**** Supplied records ****

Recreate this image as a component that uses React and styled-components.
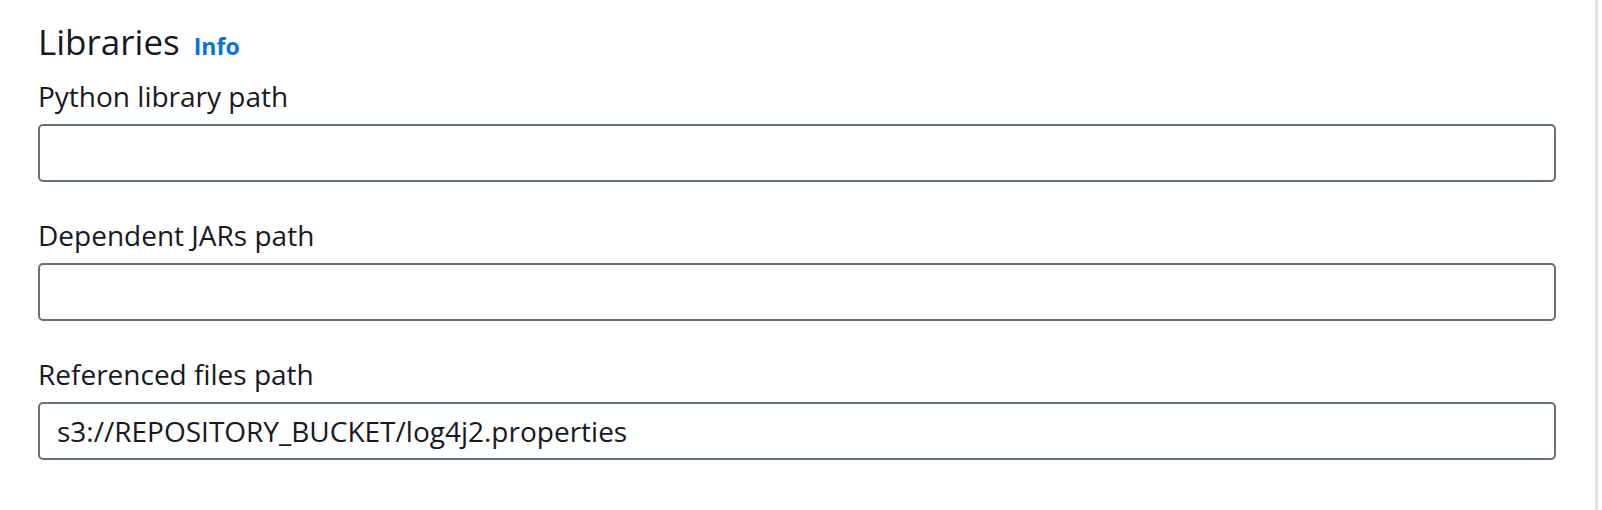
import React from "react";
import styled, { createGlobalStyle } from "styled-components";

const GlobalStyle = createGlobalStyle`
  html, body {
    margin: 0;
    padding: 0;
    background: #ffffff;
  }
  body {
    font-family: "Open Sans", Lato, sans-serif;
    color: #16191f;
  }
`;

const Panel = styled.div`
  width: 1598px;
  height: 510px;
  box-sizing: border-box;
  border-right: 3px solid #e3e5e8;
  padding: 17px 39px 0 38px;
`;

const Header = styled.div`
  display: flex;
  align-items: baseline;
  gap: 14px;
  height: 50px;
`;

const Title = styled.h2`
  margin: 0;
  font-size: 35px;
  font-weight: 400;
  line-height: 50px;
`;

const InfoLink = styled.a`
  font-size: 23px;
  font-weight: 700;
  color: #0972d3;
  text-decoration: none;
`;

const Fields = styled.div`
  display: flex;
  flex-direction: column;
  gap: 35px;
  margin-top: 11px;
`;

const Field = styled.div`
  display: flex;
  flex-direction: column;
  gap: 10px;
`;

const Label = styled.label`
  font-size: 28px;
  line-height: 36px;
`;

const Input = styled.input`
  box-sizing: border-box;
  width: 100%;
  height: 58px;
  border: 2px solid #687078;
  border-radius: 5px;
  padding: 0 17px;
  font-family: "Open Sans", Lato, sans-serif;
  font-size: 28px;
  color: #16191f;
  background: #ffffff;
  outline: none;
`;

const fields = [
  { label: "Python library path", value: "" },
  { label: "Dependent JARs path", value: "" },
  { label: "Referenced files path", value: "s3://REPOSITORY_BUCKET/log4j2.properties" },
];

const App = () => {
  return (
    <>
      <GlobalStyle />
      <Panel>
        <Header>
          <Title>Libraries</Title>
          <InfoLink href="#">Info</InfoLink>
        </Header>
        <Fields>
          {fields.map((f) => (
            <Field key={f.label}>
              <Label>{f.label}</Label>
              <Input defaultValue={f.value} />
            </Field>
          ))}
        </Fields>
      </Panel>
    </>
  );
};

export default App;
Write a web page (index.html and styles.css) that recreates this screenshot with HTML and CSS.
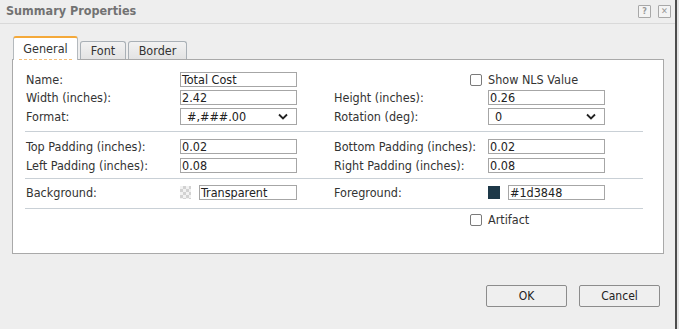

****

» What to produce: Repeat the listing above exactly, with no pictures.

» Final result:
Recreate this image as a component that uses React and styled-components.
import React from "react";
import styled, { createGlobalStyle } from "styled-components";

const GlobalStyle = createGlobalStyle`
  html, body {
    margin: 0;
    padding: 0;
    background: #ffffff;
  }
  body {
    font-family: "Open Sans", Lato, sans-serif;
    color: #16191f;
  }
`;

const Panel = styled.div`
  width: 1598px;
  height: 510px;
  box-sizing: border-box;
  border-right: 3px solid #e3e5e8;
  padding: 17px 39px 0 38px;
`;

const Header = styled.div`
  display: flex;
  align-items: baseline;
  gap: 14px;
  height: 50px;
`;

const Title = styled.h2`
  margin: 0;
  font-size: 35px;
  font-weight: 400;
  line-height: 50px;
`;

const InfoLink = styled.a`
  font-size: 23px;
  font-weight: 700;
  color: #0972d3;
  text-decoration: none;
`;

const Fields = styled.div`
  display: flex;
  flex-direction: column;
  gap: 35px;
  margin-top: 11px;
`;

const Field = styled.div`
  display: flex;
  flex-direction: column;
  gap: 10px;
`;

const Label = styled.label`
  font-size: 28px;
  line-height: 36px;
`;

const Input = styled.input`
  box-sizing: border-box;
  width: 100%;
  height: 58px;
  border: 2px solid #687078;
  border-radius: 5px;
  padding: 0 17px;
  font-family: "Open Sans", Lato, sans-serif;
  font-size: 28px;
  color: #16191f;
  background: #ffffff;
  outline: none;
`;

const fields = [
  { label: "Python library path", value: "" },
  { label: "Dependent JARs path", value: "" },
  { label: "Referenced files path", value: "s3://REPOSITORY_BUCKET/log4j2.properties" },
];

const App = () => {
  return (
    <>
      <GlobalStyle />
      <Panel>
        <Header>
          <Title>Libraries</Title>
          <InfoLink href="#">Info</InfoLink>
        </Header>
        <Fields>
          {fields.map((f) => (
            <Field key={f.label}>
              <Label>{f.label}</Label>
              <Input defaultValue={f.value} />
            </Field>
          ))}
        </Fields>
      </Panel>
    </>
  );
};

export default App;
Write a web page (index.html and styles.css) that recreates this screenshot with HTML and CSS.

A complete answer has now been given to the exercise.